_WHAT IS REQUIRED_
Find each line with the word "React" and say how many there are, nothing else.

====

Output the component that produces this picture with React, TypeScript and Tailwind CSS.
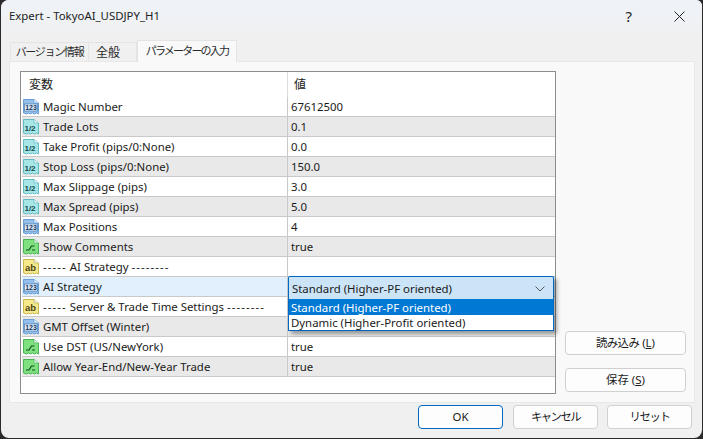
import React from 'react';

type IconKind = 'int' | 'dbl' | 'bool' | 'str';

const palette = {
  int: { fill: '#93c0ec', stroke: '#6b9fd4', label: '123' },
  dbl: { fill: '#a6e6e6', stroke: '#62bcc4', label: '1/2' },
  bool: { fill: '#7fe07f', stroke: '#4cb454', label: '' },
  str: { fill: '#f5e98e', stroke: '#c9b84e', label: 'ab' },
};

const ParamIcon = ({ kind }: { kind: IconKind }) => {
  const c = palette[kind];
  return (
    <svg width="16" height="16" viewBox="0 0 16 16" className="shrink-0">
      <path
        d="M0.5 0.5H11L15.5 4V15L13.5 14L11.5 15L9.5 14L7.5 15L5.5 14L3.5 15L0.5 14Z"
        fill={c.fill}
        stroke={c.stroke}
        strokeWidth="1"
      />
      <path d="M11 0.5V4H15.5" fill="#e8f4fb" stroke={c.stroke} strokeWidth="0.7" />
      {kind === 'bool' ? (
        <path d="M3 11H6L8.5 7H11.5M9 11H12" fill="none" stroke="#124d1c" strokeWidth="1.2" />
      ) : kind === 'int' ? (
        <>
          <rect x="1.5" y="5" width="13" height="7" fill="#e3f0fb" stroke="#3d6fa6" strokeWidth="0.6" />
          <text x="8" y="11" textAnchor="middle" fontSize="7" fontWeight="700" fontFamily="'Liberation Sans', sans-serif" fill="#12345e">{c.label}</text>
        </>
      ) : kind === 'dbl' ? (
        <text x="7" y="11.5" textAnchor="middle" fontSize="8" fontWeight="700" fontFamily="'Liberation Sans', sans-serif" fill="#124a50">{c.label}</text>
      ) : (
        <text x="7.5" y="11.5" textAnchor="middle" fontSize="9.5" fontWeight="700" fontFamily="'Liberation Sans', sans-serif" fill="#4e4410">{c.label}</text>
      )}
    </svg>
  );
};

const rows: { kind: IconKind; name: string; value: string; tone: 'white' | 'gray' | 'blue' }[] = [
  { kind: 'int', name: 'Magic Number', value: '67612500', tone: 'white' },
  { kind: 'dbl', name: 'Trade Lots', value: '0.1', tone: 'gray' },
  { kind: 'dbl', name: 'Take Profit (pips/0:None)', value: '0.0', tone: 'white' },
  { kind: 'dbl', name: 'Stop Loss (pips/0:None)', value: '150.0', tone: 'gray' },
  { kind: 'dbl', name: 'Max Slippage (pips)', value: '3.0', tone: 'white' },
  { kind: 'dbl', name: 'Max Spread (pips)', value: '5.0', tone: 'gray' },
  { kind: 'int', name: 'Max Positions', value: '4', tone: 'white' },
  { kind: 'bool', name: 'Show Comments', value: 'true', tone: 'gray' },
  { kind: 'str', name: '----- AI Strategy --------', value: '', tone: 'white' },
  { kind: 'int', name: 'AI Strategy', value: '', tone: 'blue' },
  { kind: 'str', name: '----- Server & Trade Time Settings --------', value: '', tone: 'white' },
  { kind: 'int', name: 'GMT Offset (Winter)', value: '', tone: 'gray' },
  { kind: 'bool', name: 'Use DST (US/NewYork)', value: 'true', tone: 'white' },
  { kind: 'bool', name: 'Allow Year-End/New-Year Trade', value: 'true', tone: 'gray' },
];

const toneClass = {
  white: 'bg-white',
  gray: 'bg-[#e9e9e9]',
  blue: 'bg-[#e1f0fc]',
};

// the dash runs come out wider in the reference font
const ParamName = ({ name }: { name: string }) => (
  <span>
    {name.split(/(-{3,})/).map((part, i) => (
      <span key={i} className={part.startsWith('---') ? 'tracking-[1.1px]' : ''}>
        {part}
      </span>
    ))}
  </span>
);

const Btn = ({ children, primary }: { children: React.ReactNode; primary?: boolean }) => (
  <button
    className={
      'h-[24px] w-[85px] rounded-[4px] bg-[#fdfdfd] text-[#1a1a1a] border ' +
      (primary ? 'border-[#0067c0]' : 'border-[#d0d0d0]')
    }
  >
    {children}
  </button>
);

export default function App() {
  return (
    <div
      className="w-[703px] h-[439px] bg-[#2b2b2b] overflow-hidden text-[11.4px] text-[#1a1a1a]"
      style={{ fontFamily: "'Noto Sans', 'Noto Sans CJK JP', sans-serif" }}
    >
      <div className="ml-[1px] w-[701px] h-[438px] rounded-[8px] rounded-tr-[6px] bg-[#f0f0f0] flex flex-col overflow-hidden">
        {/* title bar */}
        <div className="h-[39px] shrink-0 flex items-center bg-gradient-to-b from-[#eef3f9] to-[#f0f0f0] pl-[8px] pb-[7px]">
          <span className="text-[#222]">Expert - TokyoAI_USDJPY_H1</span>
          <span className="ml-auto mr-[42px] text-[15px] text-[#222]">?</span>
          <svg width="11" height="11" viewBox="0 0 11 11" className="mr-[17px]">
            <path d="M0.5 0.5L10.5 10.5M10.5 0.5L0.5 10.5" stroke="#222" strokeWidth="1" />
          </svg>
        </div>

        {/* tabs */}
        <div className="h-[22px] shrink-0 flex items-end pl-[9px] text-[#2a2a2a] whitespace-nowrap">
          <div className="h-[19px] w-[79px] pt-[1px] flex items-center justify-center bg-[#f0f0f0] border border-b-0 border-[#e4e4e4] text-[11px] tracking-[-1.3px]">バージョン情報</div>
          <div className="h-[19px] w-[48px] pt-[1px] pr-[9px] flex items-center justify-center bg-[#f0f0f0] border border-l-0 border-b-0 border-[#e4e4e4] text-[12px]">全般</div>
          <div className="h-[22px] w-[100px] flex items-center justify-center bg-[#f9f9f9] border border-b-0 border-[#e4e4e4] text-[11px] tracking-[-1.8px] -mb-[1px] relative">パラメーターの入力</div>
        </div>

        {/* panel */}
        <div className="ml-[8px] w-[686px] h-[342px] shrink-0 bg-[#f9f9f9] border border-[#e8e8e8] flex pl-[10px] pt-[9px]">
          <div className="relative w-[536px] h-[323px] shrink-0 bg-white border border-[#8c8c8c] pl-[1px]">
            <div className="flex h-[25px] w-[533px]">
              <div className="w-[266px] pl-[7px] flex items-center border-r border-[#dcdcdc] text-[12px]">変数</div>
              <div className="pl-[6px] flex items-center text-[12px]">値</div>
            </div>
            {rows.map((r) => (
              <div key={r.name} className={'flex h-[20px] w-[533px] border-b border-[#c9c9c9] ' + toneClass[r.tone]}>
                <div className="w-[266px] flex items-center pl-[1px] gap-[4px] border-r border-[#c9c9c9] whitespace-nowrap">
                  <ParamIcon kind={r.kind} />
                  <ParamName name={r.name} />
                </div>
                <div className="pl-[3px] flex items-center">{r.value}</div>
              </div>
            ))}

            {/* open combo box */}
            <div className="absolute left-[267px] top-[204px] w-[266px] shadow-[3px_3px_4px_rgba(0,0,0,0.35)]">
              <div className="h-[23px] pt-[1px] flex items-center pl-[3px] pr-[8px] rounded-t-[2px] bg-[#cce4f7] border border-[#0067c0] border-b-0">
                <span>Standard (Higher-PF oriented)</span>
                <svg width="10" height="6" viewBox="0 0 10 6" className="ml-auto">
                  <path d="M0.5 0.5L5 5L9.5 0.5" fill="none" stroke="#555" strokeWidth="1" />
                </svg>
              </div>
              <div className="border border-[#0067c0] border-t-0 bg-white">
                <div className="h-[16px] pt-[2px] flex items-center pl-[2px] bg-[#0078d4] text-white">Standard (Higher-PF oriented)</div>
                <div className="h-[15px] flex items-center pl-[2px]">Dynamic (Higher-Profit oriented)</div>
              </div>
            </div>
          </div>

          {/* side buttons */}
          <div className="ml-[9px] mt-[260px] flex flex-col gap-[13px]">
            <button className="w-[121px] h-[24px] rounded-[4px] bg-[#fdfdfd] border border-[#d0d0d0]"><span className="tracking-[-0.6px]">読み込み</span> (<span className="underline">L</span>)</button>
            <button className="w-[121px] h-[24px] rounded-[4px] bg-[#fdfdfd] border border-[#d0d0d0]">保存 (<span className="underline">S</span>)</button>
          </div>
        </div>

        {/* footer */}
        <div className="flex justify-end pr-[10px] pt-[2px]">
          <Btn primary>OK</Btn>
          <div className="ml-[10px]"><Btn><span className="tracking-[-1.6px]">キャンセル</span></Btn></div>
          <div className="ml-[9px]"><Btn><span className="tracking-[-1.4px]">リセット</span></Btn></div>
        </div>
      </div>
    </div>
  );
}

====

_THE COMPLETED TASK_
3